Further supplementary memorandum by Postwatch

  Postwatch is happy to provide additional evidence to TISC as requested in your letter of 15 November. Our additional clarification and evidence is set out below.

UNIVERSAL SERVICE

  Evidence for the statement in Q131: "We have undertaken independent work and we forecast that it [the universal service] is worth at least £500 million a year to Royal Mail, so it is not a cost".

  In 2002 Postwatch commissioned independent research company, London Economics, to quantify the benefits of the universal service to Consignia (as Royal Mail was then known). This found that the commercial benefits associated with Consignia's universal service provision ranged from £173-£480 million, including benefit of the VAT exemption. The benefits clearly outweighed any universal service costs associated with loss making routes. The figures above are in 2002 prices but inflation means that the £480 million figure would equate to over £500 million in today's prices.

  Royal Mail has not challenged these estimates. Indeed in giving evidence Adam Crozier recognised the benefits by describing the universal service as a "terrific advantage". However, when pressed by the Committee Alan Leighton was reluctant to quantify the extent of the benefit.

  The Executive summary of the report prepared by London Economics is annexed to this letter.

PENSIONS

  Evidence for the statement in Q164: "As from April 2000 there was a penny increase in the first- and second-class post and the justification which was given by Royal Mail at the time was that was needed to fill a pension deficit. In fact, no money was paid to try to fill the pension deficit until 2002-03 at the earliest and even then it is difficult to understand from Royal Mail accounts how much money they did put in, in that year".

  The papers relating to the April 2000 price increase pre-date the creation of Postwatch and so not all are available. We do, however, have a letter of 11 February from Jim Cotton-Betteridge, the then Managing Director of Royal Mail, to Peter Carr seeking to justify the price increases proposed in December 1999 (to come into effect from 1 April 2000).

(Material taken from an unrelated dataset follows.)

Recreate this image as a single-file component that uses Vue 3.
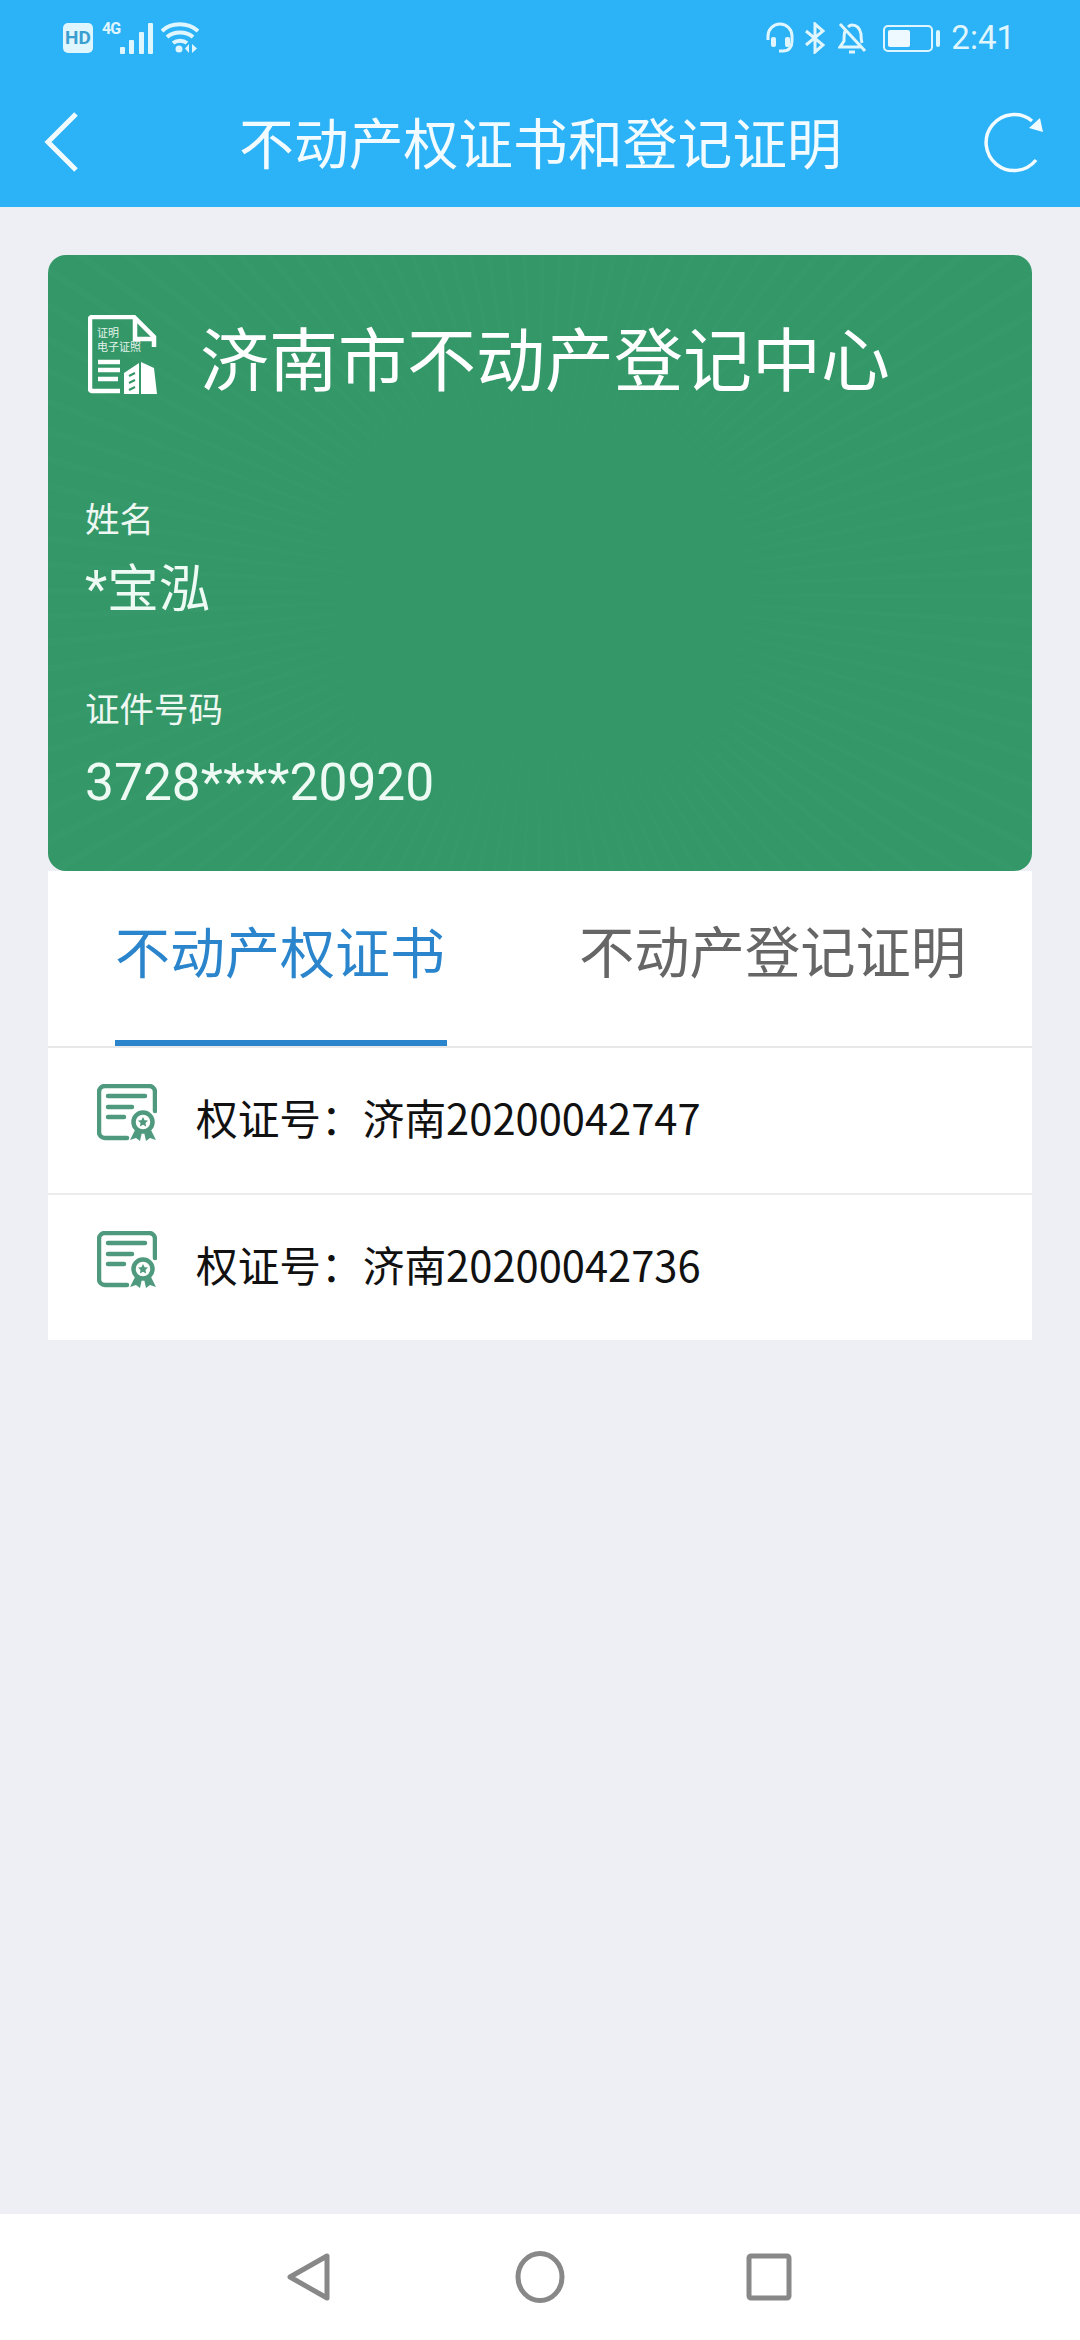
<template>
  <div class="page">
    <header class="top">
      <div class="status">
        <div class="status-left">
          <span class="hd">HD</span>
          <span class="net">4G</span>
          <svg width="33" height="31" viewBox="0 0 33 31" class="signal">
            <rect x="0" y="24" width="5" height="7" rx="1" />
            <rect x="9" y="17" width="5" height="14" rx="1" />
            <rect x="19" y="9" width="5" height="22" rx="1" />
            <rect x="28" y="0" width="5" height="31" rx="1" />
          </svg>
          <svg width="38" height="32" viewBox="0 0 38 32" class="wifi">
            <path d="M1 9C10 0 27 0 37 9M6 15c7-6 19-6 26 0M12 21c4-3 10-3 14 0" />
            <circle cx="18" cy="27" r="3.500" />
            <path class="solid" d="M28 22v9l-4-4.500zM31 22v9l5-4.500z" />
          </svg>
        </div>
        <div class="status-right">
          <svg width="30" height="32" viewBox="0 0 30 32" class="ico headset">
            <path d="M3 18V14a12 12 0 0 1 24 0v5c0 6-3 10-9 10h-4" />
            <rect class="solid" x="6" y="15" width="5" height="10" rx="2" />
            <rect class="solid" x="20" y="15" width="5" height="10" rx="2" />
          </svg>
          <svg width="20" height="32" viewBox="0 0 20 32" class="ico bluetooth">
            <path d="M1 9l17 14-8 7V2l8 7L1 23" />
          </svg>
          <svg width="28" height="32" viewBox="0 0 28 32" class="ico bell">
            <path d="M2 2l25 27M7 9c-1 3-1 6-1 10l-4 6h20M10 5c2-2 3-2 4-2 5 0 8 4 9 9 0 4 0 6 1 9" />
            <path d="M11 30h6" />
          </svg>
          <div class="battery">
            <span class="battery-fill"></span>
          </div>
          <span class="battery-tip"></span>
          <span class="clock">2:41</span>
        </div>
      </div>
      <div class="bar">
        <svg width="40" height="64" viewBox="0 0 40 64" class="back">
          <path d="M34 4L6 32l28 28" />
        </svg>
        <h1 class="title">不动产权证书和登记证明</h1>
        <svg width="64" height="66" viewBox="0 0 64 66" class="refresh">
          <path d="M52 51A28 28 0 1 1 48 12" />
          <path class="solid" d="M56 9l3 14-14-4z" />
        </svg>
      </div>
    </header>

    <main class="content">
      <section class="card">
        <div class="card-head">
          <svg width="72" height="82" viewBox="0 0 72 82" class="doc">
            <path d="M32 76H4a2 2 0 0 1-2-2V4a2 2 0 0 1 2-2h42l20 20v10" />
            <path d="M47 3v21h20" />
            <path d="M10 47h22M10 55h22M10 64h20" />
            <path class="solid" d="M36 79V58l15-10v31zM53 47l13 6 3 26H53z" />
            <path class="cut" d="M41 61l6-3M41 68l6-3M41 75l6-3" />
            <text class="tiny" x="9" y="22">证明</text>
            <text class="tiny" x="9" y="36">电子证照</text>
          </svg>
          <div class="org">济南市不动产登记中心</div>
        </div>
        <div class="field first">
          <div class="label">姓名</div>
          <div class="value">*宝泓</div>
        </div>
        <div class="field second">
          <div class="label">证件号码</div>
          <div class="value">3728****20920</div>
        </div>
      </section>

      <section class="panel">
        <div class="tabs">
          <div class="tab active">不动产权证书</div>
          <div class="tab">不动产登记证明</div>
        </div>
        <div v-for="item in items" :key="item" class="row">
          <svg width="60" height="58" viewBox="0 0 60 58" class="cert">
            <path d="M30 54H8a6 6 0 0 1-6-6V8a6 6 0 0 1 6-6h44a6 6 0 0 1 6 6v19" />
            <path d="M11 12h37M11 23h24M11 33h16" />
            <circle cx="46" cy="38" r="9.500" />
            <path class="star" d="M46 33l1.600 3.200 3.400.4-2.500 2.400.6 3.400-3.100-1.600-3.100 1.600.6-3.400-2.500-2.400 3.400-.4z" />
            <path class="star" d="M38 46l-5 10 6-2 4 3 2-9zM54 46l5 10-6-2-4 3-2-9z" />
          </svg>
          <span class="cert-text">权证号：济南{{ item }}</span>
        </div>
      </section>
    </main>

    <footer class="nav">
      <svg width="46" height="54" viewBox="0 0 46 54">
        <path d="M42 6v42L5 27z" />
      </svg>
      <svg width="50" height="54" viewBox="0 0 50 54">
        <ellipse cx="25" cy="27" rx="22" ry="23.500" />
      </svg>
      <svg width="46" height="48" viewBox="0 0 46 48">
        <rect x="3" y="3" width="40" height="42" rx="2" />
      </svg>
    </footer>
  </div>
</template>

<script setup>
const items = ["20200042747", "20200042736"];
</script>

<style>
html,
body {
  margin: 0;
  background: #eeeff4;
}
</style>

<style scoped>
.page {
  width: 1080px;
  height: 2340px;
  display: flex;
  flex-direction: column;
  background: #eeeff4;
  font-family: "Noto Sans CJK SC", "Noto Sans", sans-serif;
}

.top {
  height: 207px;
  background: #2cb2f6;
  color: #fff;
}

.status {
  height: 76px;
  padding: 22px 65px 0 63px;
  box-sizing: border-box;
  display: flex;
  justify-content: space-between;
  align-items: flex-start;
}

.status-left,
.status-right {
  display: flex;
  align-items: center;
}

.hd {
  width: 30px;
  height: 30px;
  border-radius: 5px;
  background: #e0f6ff;
  color: #3a9fd0;
  font: 700 19px/30px "Roboto", sans-serif;
  text-align: center;
}

.net {
  align-self: flex-start;
  margin-left: 9px;
  width: 18px;
  font: 700 16px/14px "Roboto", sans-serif;
  letter-spacing: -1px;
  color: #e0f6ff;
}

.signal {
  fill: #e0f6ff;
}

.wifi {
  margin-left: 8px;
  fill: #e0f6ff;
}

.wifi path {
  fill: none;
  stroke: #e0f6ff;
  stroke-width: 4;
}

.wifi .solid {
  fill: #e0f6ff;
  stroke: none;
}

.ico {
  fill: none;
  stroke: #e0f6ff;
  stroke-width: 3;
}

.ico .solid {
  fill: #e0f6ff;
  stroke: none;
}

.bluetooth {
  margin-left: 10px;
}

.bell {
  margin-left: 13px;
}

.battery {
  width: 50px;
  height: 27px;
  margin-left: 17px;
  border: 2px solid #e0f6ff;
  border-radius: 5px;
  padding: 3px;
  box-sizing: border-box;
  display: flex;
}

.battery-fill {
  width: 22px;
  background: #eef9ff;
  border-radius: 2px;
}

.battery-tip {
  width: 4px;
  height: 17px;
  margin-left: 3px;
  border-radius: 2px;
  background: #e0f6ff;
}

.clock {
  margin-left: 11px;
  font: 400 33px/32px "Roboto", sans-serif;
  color: #e0f6ff;
}

.bar {
  height: 131px;
  display: flex;
  align-items: center;
  justify-content: space-between;
  padding: 0 32px 0 42px;
  box-sizing: border-box;
}

.back {
  fill: none;
  stroke: #f2fbff;
  stroke-width: 5;
}

.title {
  margin: -4px 0 0 15px;
  font-size: 54.800px;
  font-weight: 400;
  line-height: 64px;
  color: #f2fbff;
}

.refresh {
  fill: none;
  stroke: #f2fbff;
  stroke-width: 3.500;
}

.refresh .solid {
  fill: #f2fbff;
  stroke: none;
}

.content {
  flex: 1;
  padding: 48px 48px 0;
}

.card {
  height: 616px;
  box-sizing: border-box;
  padding: 60px 37px 0;
  border-radius: 18px;
  color: #fff;
  background-color: #339768;
  background-image:
    radial-gradient(circle at 50% 55%, #339768 18%, rgba(51, 151, 104, 0) 48%),
    repeating-conic-gradient(from 0deg at 50% 55%, rgba(255, 255, 255, 0.014) 0deg 0.7deg, rgba(0, 0, 0, 0) 0.7deg 3deg);
}

.card-head {
  display: flex;
  align-items: center;
  height: 82px;
}

.doc {
  margin-left: 3px;
  fill: none;
  stroke: #fff;
  stroke-width: 4.500;
}

.doc .solid {
  fill: #fff;
  stroke: none;
}

.doc .cut {
  stroke: #339768;
  stroke-width: 2;
}

.doc .tiny {
  fill: #e4f3eb;
  stroke: none;
  font-size: 11px;
}

.org {
  margin-left: 40px;
  font-size: 69px;
  line-height: 82px;
}

.field.first {
  margin-top: 97px;
}

.field.second {
  margin-top: 64px;
}

.label {
  font-size: 34.500px;
  line-height: 46px;
  color: #eef7f2;
}

.value {
  margin-top: 20px;
  font-size: 51.500px;
  line-height: 60px;
  color: #eefaf4;
  font-family: "Roboto", "Noto Sans CJK SC", sans-serif;
}

.field.second .value {
  margin-top: 23px;
}

.panel {
  background: #fff;
}

.tabs {
  height: 177px;
  display: flex;
  border-bottom: 2px solid #e8e8e8;
  box-sizing: border-box;
}

.tab {
  font-size: 55.300px;
  line-height: 64px;
  padding-top: 46px;
  color: #666;
  height: 175px;
  box-sizing: border-box;
  white-space: nowrap;
}

.tab.active {
  margin-left: 67px;
  margin-right: 132px;
  font-size: 55px;
  color: #2a85cd;
  border-bottom: 6px solid #2a85cd;
  width: 332px;
}

.row {
  height: 147px;
  box-sizing: border-box;
  display: flex;
  align-items: center;
  padding: 0 0 8px 49px;
  border-bottom: 2px solid #ececec;
}

.row:last-child {
  height: 145px;
  border-bottom: 0;
}

.cert {
  fill: none;
  stroke: #4f9a7e;
  stroke-width: 4.500;
  stroke-linecap: round;
  margin-top: -8px;
}

.cert .star {
  fill: #4f9a7e;
  stroke: none;
}

.cert-text {
  margin-left: 39px;
  font-size: 41.700px;
  line-height: 56px;
  color: #111;
}

.nav {
  height: 126px;
  background: #fff;
  display: flex;
  align-items: center;
  padding-left: 285px;
  box-sizing: border-box;
}

.nav svg {
  fill: none;
  stroke: #888;
  stroke-width: 5;
  stroke-linejoin: round;
}

.nav svg:nth-child(2) {
  margin-left: 184px;
}

.nav svg:nth-child(3) {
  margin-left: 181px;
}
</style>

  This refers explicitly to the need to increase prices to pay £500 million into the Royal Mail's two pension funds. To quote

    "the additional figure of £50 million we have quoted is annual and is recommended by the actuaries following a review in March 1999. The longer established and larger scheme has enjoyed a holiday from employer contributions, which is now coming to an end earlier than expected. The new and smaller scheme is under funded and requires additional employer contributions for the next 10 years."

  Despite the actuaries identifying a pension deficit in March 1999, the pension plan had a funding level of 104.5% as at March 2000. In his evidence to the Committee, Alex Smith said that the plan continued to be in surplus until 2001 "in fact it was 105% funded which means the company could not put any more money into it." The price increases had nonetheless been implemented a year earlier.

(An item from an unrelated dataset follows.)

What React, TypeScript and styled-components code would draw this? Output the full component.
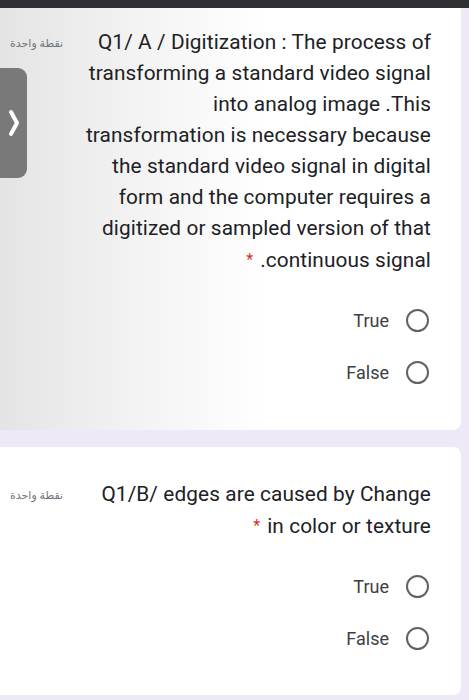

  We have attempted to obtain copies of the accounts for the pension plan for the years 2000-01, 2001-02, and 2002-03 but have not been able to do so in the time available. Our actuaries have not been able to establish what payments, if any, were made to the fund in these years from Royal Mail Group's published accounts.

PRIVATISATION

  Our answers to the two additional questions asked by the Committee are below.

    Q. 1  The Government committed itself to not privatising Royal Mail. Does Postwatch believe that the Royal Mail can remain a public sector organisation and still compete effectively against private sector competition in a fully liberalised UK postal market? What advantages over Royal Mail do you believe previously state owned national operators elsewhere in the EU will have after January 2006?

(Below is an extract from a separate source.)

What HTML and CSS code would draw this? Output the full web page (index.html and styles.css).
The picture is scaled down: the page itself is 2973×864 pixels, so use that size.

  Postwatch is a creature of statute and as such is tasked with representing customers in line with its remit under the Postal Services Act. Accordingly, we see privatisation as an issue for the management of Royal Mail and the shareholder in the form of the DTI/Treasury to consider. We therefore have not taken a view on what form of ownership is best for Royal Mail. Whatever form of ownership is decided should not result in an erosion of regulatory safeguards for customers and should be geared towards providing better services for customers.

  We do believe that Royal Mail could remain a public sector organisation and compete effectively. There is nothing inherent in public ownership that should prevent the company from competing effectively. Some Treasury controls may inhibit investment for example but that is a matter for the Treasury. It can also be said that the form of price regulation adopted by Postcomm (RPI-X) is not as effective when applied to public sector organisations as it is when applied to management answerable to private shareholders. Where the shareholder is the Government management knows that the Government may bail the company out for political reasons in circumstances where private shareholders would not. The Committee may wish to seek further evidence from Postcomm as to how they intend to manage this issue.

  The Committee is right to consider that previously state owned national operators in other member states will have advantages over Royal Mail after January 2006. The key advantage is that they are more efficient operators in their home markets. However, it must be remembered that these advantages are in their home markets and do not necessarily translate into advantages when competing with Royal Mail in the UK. For example, the German and Dutch operators must build an efficient network in the UK to compete with Royal Mail which will take considerable investment and time.

  Being early to open up its market will give Royal Mail an advantage at the European level. The Dutch have recognised this by tying their full market opening to the UK's. More generally, in order to compete effectively they must also overcome a number of barriers to entry which are presently frustrating competition (discussed below).

LIBERALISATION

    Q. 2  Following full liberalisation in 2006, what advantages over Royal Mail's competitors, which are currently protected by the regulator and the Government, such as VAT exemption and the Postcode Address File (PAF), do you believe Royal Mail should be allowed to retain and why?

  There are a number of advantages which are inherent to Royal Mail because of its size and heritage, such as brand value, customer inertia and economies and scale and scope. The Regulator cannot take these away from the company but their effects can and should be mitigated by the creation of a level playing field for competitors. Crucial to a level playing field are the other advantages that Royal Mail enjoys such as special privileges, the VAT exemption, and ownership of the PAF. VAT is the key one; the exemption must be removed but in such a way that price increases for customers are avoided. The Regulator has previously consulted on which of Royal Mail's special privileges it should be allowed to retain but has not yet reached a decision. Likewise its deliberations on the ownership of the PAF have not yet concluded. The Committee may wish to pursue these questions with Postcomm. Postwatch's views on PAF and special privileges are outlined in more detail in consultation responses to Postcomm annexed to this letter.

  I hope this answers the Committee's questions. If you need anything further do not hesitate to get in touch.